On 19 December 2022, the Commission published an FAQ on taxonomy, which starts to address the taxonomy regulation-related questions the Parliament has posed.
What does that mean ? A short EU law primer
A Directive is a type of EU law. It is directed at the EU Member States, which are obliged to implement it. EU Directives broadly speaking address the EU single market, predominantly consumer safety, interoperability and fair competition between EU companies.
For adopting on EU legislation the EU Member States come together as the Council. The Council is one of the two co-legislators, the other being the European Parliament which consists of elected Members of European Parliament (MEPs). The legislative procedure is the ‘ordinary legislative procedure’ - the most common.

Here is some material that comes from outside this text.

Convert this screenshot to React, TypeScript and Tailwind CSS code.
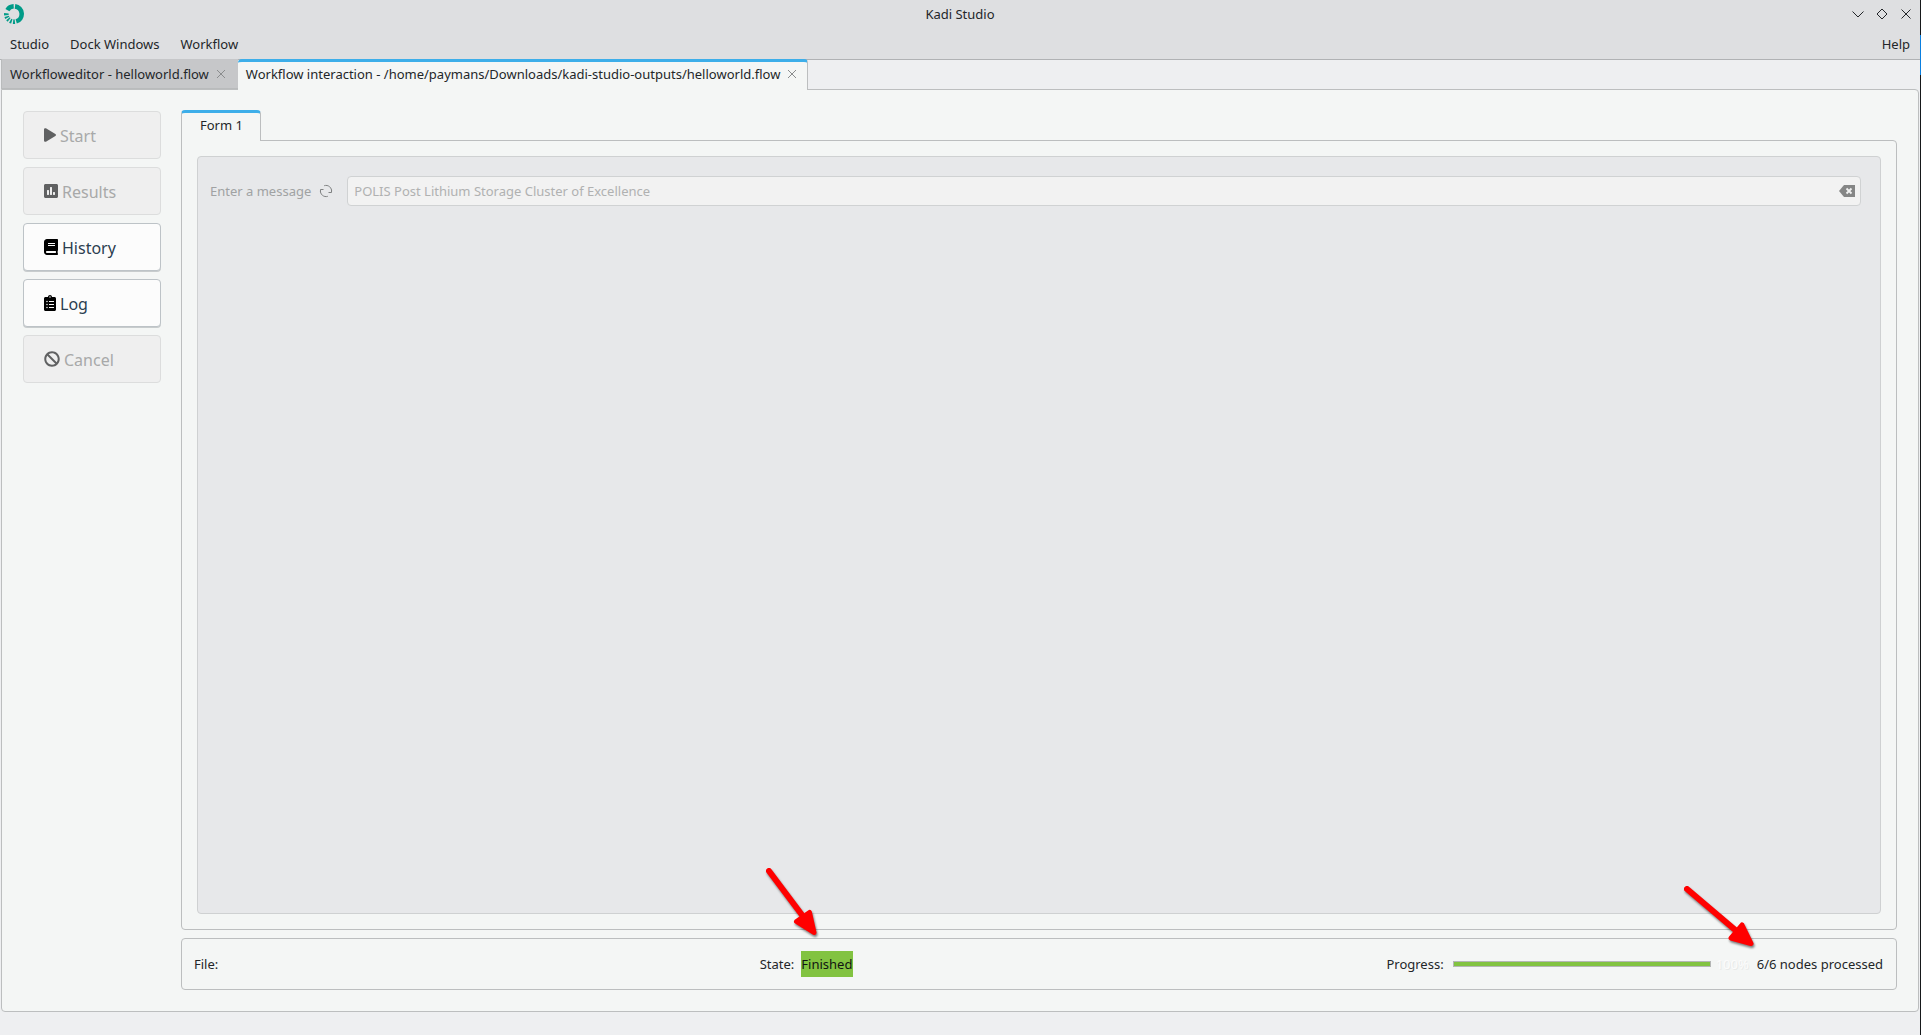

Delegated acts and implementing acts are subordinated to their so-called ‘mother legislation’. In a nutshell: delegated acts are mainly found in Directives or Regulations (anything under the ‘ordinary legislative procedure’); they amend or supplement non-essential elements of legislation. Since this is where details are added to EU legislation, the Commission, Parliament and Council all have a say. Implementing acts are intended to facilitate the uniform application of the law across Europe and do not change any of the legal provisions of the law. Since it’s about implementation and this is a Member State responsibility they have most say here.
The European Commission, the EU’s civil service, is tasked with proposing EU legislation, while the co-legislators are tasked with political decision-making. The Council’s Presidency chairs the discussions within the Council and represents the Council vis-à-vis the Parliament. The Council’s presidency rotates every six months (so every Member State gets a go - providing loads of opportunities to travel to cool places). Parliament is represented by the Rapporteur on a certain dossier. EU legislation then passes through various readings and the ever-mysterious so-called ‘trilogue’, when Council and Parliament sit down and negotiate text.